FREEHOLD, N.J. (AP) — The owner of the NFL’s Minnesota Vikings has been sued in New Jersey by the children of a former partner who say their father was cut out of a real estate deal by Wilf and his father.

The son and daughter of Meyer Gold, who died in 2013, say he was a one-third owner of the company, called Amchu, but received nothing from the lease of property in Fairfield, in northern New Jersey, or from rental income that averages $1,600 per month per unit for the 122-unit adult residential complex the Wilfs built there.

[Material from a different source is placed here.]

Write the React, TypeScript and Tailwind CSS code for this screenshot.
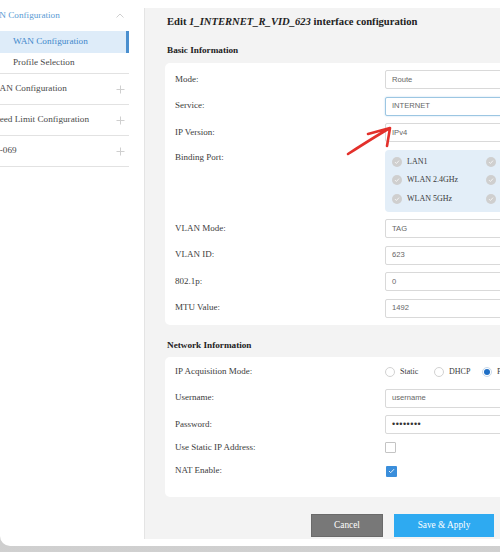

The suit, filed Thursday, alleges the Wilfs formed another company, Fairfield Woodcrest, “for the sole purpose of diverting Amchu’s legal and contractual rights” in the Fairfield property and excluding Gold.

It also claims Joseph Wilf, Zygi Wilf’s father, transferred a one-third share of Amchu that had belonged to one of the company’s original partners to himself in the mid-1990s without notifying Meyer Gold.

According to the lawsuit, Gold was among a group of Holocaust survivors who settled in New Jersey and eventually became successful builders and landowners.

An attorney for the Wilfs on Friday said the lawsuit lacked merit.

“You can’t stop someone from filing a lawsuit no matter how ridiculous and meritless the lawsuit is, and this is both ridiculous and meritless,” attorney Peter Harvey said.

Harvey said Gold didn’t want to participate in the residential project. He said even if the lawsuit had merit, it would be barred by a six-year statute of limitations.

In 2013, a New Jersey judge ordered Zygi Wilf, his brother and cousin to pay about $100 million over a broken deal to develop an apartment complex.